A questão do governo
Se Iglesias conseguir o sorpasso, é natural que reivindique o papel de pivot nas negociações de uma alternativa governamental de esquerda. Retiraria a iniciativa a Sánchez, remetendo-o para uma posição marginal. Iglesias quer ser candidato à chefia do governo. Já não se trata de uma miragem, mas de uma hipótese fundada — e que não cabe abordar neste texto.
À primeira vista, este cenário beneficiaria a estratégia de polarização de Rajoy, excepto se a soma do conjunto da esquerda for maioritária, caso em que o PP apostaria na inevitabilidade da "grande coligação" com o PSOE.

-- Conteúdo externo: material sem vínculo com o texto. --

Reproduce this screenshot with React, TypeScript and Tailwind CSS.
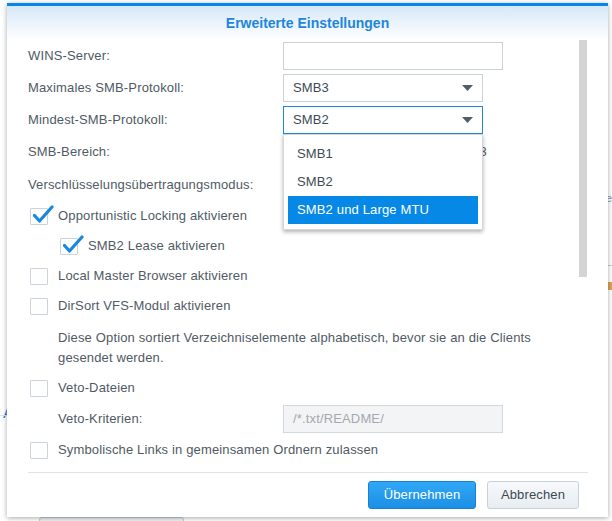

Esta é uma questão que dilacera os socialistas, cuja maioria dos eleitores, sobretudo à esquerda, recusa categoricamente um acordo com o PP. Mas os resultados prováveis das eleições não permitem afastar este cenário, explica o politólogo Lluis Orriols. "Os custos desta decisão podem ser muito elevados. Mas o PSOE tem uma via para reduzir esses custos: convencer a opinião pública de que esta é a única opção viável para evitar novas eleições."
Cita um recente inquérito de Kiko Llaneras: "a maioria dos eleitores do PSOE, cerca de 70%, prefere uma grande coligação a ir a terceiras eleições (...) e apenas 20% preferem um governo de esquerda a uma grande coligação." Para mais, o eleitorado do centro opõe-se a uma coligação do PSOE com Iglesias e os nacionalistas. É uma escolha dramática em que o PSOE se arrisca a muito perder, dividindo-se e deixando o monopólio da oposição ao Podemos.
Se as coisas correrem mal, o PSOE entrará em convulsão na noite de 26. Lembremos apenas que tudo está ainda em aberto.